One of the most controversial disputes still present among economists is the importance and extent of governmental intervention in the economy. Pro-capitalism scientists state that such interventions should be eliminated and believe that the forces of the free market can provide natural and timely economic regulations. They criticize top-down interventions mainly for disorganized allocation of resources, for the lack of “harmony” and thus negative long-term consequences. Nevertheless, some admirers of centrally planned economies argue that government intervention is critical, at least in such fields as public goods, monopoly power, and externalities. Despite some short-term benefits, governmental interventions usually provide negative impacts on the economy.

John Keynes believed that the economic policy could be implemented only in a situation of disequilibrium, and when the aggregate demand is low (Sowell 2008). It means that the best “natural” condition of the economy is when it self-regulates, but the government should apply new policies to intervene at the moments when market forces are not able to stabilize the economy. Von Mises (2006), states that the public and politics usually see government economic interventions as a “solution” to the issue, but in reality, it brings about chaotic and insufficient conditions. The main requirement for successful intervention is economically devised actions that should be finished in time. According to Gwartney, Stroup R. L., and Stroup R. (1993), the central planning approach should be avoided because it always spoiled by political considerations of legislators. It leads to insufficient direct investments and subsidies, which hamper economic progress.

Government intervention is currently welcomed only in cases of recessions when the government uses expansionary policy to reduce taxes and increase the money supply in order to enhance economic growth. Another issues authorities can target with particular policies are negative externalities, monopoly regulation, and public goods. For instance, governmental coordination of the production of public goods is spotted to be often better than market one (Gwartney, Stroup R. L., and Stroup R. 1993).

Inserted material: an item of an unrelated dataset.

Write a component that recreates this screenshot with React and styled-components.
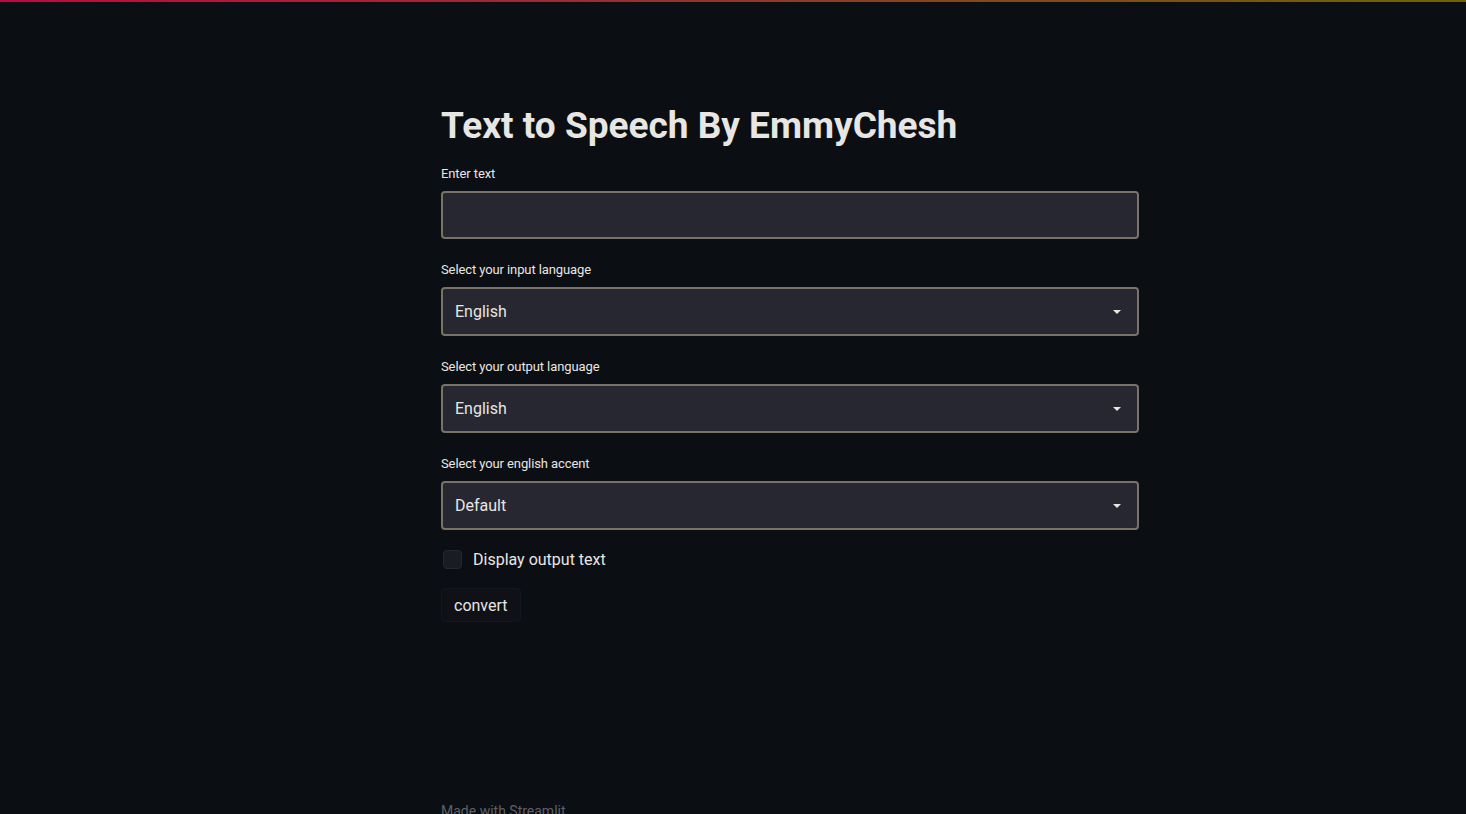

Public goods are non-rivalrous and non-excludable, so they usually are underproduced, as the producer does not have enough motivation to bear all the costs (Sowell 2008). Hence, some economists believe that the government has to tax inhabitants in order to utilize revenues in public goods production. Nevertheless, private actors are found to supply society with public goods often, but if they perceive the project to be a failure, they will be reluctant to commit money. That is why the optimal approach should require a public provision (Sowell 2008). It is difficult for governments to define how many public goods should be produced because of the absence of a mechanism to prevent overprovision. Nevertheless, the number should be determined by demand. For instance, when statistics tell that fires occur more often than before, the city should get more fire tracks.

According to Lee (1999), politicians tend to ignore diffused costs, so the interventions driven by politics lead to wealth-destroying decisions. The rent-seeking is legal theft, which is very wasteful to society because people spend their resources to protect themselves instead of sufficiently allocate them (Foundation for Economic Education 2011). In order to control government projects, the monitoring and transparency are needed in an implementation and bidding stages, the rent-seekers should be legally punished and loopholes closed. Moreover, special oversight institutions should operate to hinder corruption and avoid rent-seeking.

To conclude, government interventions usually end up bringing an adverse impact on the economy. Such negative effects are related to pressure group interests, government failure, and corruption. The government should intervene in the market in case of its failure. The government should control public goods production if the market forces underproduce it in numbers that are defined by demand. Transparency and oversight institutions are needed to control governmental interventions.

References

Foundation for Economic Education. 2011. “Public Choice Economics with Ivan Pongracic.” YouTube video. Web.

Gwartney, James D., Richard Lee Stroup, and Richard Stroup. 1993. What everyone should know about economics and prosperity. Vancouver: The Fraser Institute.

Lee, Dwight R. 1999. FEE. Web.

Sowell, Thomas. 2008. Applied economics: Thinking beyond stage one. New York: Basic Books.

Von Mises, Ludwig. 2006. Economic policy: Thoughts for today and tomorrow. Auburn: Ludwig von Mises Institute.